Note how many lines in the entries contain the string "React", then give that number and nothing else.

• • •

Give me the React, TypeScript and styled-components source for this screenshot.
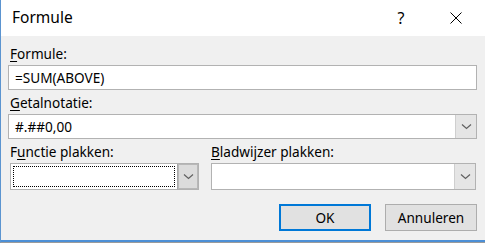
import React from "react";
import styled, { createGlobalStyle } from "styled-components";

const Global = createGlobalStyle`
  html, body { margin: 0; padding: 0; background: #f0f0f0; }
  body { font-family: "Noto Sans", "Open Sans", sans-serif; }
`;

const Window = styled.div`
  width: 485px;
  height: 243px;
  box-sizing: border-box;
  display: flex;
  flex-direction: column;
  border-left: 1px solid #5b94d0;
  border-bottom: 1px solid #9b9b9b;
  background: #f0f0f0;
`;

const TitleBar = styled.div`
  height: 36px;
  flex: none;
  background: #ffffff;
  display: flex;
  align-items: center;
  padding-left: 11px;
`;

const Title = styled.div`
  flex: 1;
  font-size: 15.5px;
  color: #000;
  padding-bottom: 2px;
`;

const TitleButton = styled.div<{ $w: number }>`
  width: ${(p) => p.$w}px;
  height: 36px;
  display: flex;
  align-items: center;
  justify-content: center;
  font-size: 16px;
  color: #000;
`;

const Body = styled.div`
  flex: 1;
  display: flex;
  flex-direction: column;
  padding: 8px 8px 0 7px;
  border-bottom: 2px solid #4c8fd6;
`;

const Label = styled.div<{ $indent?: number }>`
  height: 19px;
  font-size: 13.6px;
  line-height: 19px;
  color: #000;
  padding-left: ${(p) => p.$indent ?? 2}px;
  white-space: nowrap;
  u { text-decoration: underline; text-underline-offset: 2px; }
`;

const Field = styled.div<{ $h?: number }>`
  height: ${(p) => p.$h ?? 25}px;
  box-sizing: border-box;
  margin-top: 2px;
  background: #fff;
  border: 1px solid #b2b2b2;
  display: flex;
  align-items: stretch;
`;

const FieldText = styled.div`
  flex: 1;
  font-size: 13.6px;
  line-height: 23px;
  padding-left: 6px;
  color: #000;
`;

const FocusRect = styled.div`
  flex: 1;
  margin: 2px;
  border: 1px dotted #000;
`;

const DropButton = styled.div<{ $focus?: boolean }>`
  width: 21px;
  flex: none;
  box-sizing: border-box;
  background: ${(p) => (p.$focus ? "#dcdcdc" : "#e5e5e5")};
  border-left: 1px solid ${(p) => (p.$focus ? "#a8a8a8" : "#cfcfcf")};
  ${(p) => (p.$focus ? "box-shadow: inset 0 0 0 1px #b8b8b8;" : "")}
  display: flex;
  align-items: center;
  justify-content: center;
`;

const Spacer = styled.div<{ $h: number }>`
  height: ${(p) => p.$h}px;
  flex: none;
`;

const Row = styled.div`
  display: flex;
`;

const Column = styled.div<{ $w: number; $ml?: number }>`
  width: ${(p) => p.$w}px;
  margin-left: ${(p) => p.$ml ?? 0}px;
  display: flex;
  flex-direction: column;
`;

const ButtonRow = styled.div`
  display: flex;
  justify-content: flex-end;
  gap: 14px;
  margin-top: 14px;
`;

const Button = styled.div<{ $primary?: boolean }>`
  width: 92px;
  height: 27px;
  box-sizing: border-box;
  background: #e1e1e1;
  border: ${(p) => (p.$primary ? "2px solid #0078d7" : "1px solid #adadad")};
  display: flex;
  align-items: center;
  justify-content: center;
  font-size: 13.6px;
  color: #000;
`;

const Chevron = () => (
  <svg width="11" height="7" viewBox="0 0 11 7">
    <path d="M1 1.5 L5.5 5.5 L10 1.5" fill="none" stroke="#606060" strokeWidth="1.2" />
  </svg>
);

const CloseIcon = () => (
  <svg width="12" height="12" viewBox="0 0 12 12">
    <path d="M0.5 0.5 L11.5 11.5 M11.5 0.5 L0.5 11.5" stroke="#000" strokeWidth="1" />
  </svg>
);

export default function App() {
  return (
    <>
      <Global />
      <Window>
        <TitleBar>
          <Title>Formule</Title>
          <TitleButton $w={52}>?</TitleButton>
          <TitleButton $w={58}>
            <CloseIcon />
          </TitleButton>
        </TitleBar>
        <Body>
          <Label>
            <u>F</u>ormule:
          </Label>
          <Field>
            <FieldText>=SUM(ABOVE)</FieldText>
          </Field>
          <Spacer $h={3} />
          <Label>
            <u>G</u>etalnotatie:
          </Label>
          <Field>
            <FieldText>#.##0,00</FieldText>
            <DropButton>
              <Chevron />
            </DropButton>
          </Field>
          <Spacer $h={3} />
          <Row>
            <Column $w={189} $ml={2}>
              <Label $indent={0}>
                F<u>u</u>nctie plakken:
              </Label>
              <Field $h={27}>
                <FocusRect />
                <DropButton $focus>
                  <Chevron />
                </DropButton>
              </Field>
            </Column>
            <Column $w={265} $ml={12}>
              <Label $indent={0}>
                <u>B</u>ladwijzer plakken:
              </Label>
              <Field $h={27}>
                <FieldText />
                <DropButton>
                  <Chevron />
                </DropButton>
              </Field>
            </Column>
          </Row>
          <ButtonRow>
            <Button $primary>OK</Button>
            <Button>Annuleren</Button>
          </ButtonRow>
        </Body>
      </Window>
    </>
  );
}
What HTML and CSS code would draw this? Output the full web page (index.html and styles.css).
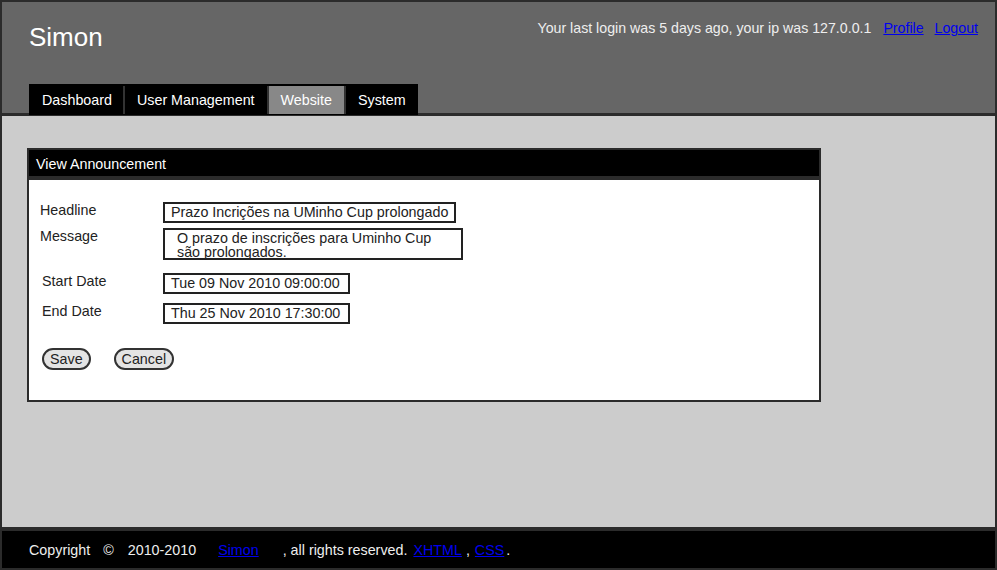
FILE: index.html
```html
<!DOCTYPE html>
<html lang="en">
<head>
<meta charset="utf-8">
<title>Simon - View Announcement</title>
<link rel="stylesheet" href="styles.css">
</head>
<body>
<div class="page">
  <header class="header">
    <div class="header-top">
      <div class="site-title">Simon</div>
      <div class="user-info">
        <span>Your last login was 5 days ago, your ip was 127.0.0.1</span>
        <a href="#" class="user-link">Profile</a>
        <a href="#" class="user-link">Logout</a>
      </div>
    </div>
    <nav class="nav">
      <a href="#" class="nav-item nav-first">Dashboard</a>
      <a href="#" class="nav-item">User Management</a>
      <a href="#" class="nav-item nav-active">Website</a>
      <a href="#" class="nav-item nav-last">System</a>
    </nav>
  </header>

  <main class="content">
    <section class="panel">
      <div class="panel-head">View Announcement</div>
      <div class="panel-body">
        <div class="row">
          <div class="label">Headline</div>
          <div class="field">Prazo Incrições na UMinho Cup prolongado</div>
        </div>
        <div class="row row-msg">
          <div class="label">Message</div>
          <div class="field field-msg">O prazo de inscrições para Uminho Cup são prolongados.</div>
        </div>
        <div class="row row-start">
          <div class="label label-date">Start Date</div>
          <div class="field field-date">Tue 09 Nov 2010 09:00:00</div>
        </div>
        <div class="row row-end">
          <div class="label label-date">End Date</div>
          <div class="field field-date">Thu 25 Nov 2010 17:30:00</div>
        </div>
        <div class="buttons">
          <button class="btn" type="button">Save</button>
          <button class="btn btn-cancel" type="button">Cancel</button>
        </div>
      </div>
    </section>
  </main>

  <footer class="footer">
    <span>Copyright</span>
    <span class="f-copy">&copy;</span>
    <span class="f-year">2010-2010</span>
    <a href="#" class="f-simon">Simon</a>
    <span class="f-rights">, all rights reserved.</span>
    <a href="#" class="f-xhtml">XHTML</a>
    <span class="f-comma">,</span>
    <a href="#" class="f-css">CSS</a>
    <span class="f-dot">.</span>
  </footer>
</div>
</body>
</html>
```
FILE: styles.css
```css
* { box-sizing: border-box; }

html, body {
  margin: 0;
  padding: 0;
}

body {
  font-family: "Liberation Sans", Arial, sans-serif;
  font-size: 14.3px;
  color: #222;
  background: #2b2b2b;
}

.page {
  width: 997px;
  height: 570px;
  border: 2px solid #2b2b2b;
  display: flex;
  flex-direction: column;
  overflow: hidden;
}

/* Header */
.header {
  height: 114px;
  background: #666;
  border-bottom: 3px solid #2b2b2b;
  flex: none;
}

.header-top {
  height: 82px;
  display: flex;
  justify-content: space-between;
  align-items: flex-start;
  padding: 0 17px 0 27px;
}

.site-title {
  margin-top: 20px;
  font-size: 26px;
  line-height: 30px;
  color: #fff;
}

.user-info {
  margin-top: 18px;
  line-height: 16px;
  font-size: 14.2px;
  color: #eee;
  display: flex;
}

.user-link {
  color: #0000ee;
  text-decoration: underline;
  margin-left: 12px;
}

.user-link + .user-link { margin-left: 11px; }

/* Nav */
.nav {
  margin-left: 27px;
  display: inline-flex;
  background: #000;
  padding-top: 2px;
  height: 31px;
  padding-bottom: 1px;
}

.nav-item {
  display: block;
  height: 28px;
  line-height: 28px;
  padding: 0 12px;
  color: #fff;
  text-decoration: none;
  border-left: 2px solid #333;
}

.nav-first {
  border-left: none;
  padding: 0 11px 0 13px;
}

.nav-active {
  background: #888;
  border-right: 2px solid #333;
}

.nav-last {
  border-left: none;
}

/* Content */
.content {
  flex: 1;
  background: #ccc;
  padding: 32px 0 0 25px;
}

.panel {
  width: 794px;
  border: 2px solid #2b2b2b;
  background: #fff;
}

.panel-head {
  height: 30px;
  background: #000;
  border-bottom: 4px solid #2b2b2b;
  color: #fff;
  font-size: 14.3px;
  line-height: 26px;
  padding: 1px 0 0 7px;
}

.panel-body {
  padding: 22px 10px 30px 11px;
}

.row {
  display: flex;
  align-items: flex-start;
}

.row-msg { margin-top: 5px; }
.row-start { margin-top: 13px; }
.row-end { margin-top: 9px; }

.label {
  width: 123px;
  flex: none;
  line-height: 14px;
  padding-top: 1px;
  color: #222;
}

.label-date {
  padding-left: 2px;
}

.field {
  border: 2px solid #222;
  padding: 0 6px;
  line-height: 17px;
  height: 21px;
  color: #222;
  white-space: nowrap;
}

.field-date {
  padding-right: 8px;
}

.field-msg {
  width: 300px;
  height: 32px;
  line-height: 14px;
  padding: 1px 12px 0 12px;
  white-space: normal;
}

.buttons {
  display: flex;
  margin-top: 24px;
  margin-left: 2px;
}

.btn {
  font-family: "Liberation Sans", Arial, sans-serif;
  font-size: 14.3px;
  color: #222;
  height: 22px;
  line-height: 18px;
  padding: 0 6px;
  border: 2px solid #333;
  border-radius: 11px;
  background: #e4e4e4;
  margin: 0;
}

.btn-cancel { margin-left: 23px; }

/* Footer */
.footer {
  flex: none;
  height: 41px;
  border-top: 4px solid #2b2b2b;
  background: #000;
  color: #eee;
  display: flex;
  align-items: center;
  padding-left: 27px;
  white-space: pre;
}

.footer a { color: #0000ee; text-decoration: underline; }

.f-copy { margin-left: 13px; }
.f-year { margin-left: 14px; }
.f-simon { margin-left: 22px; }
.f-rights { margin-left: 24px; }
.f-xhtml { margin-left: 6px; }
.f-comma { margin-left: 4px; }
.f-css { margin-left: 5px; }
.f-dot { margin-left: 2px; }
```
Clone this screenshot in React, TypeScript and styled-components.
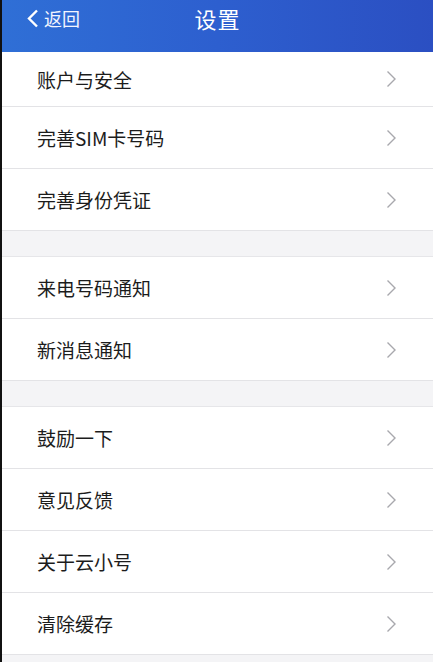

• • •

• **Exercise output**: 3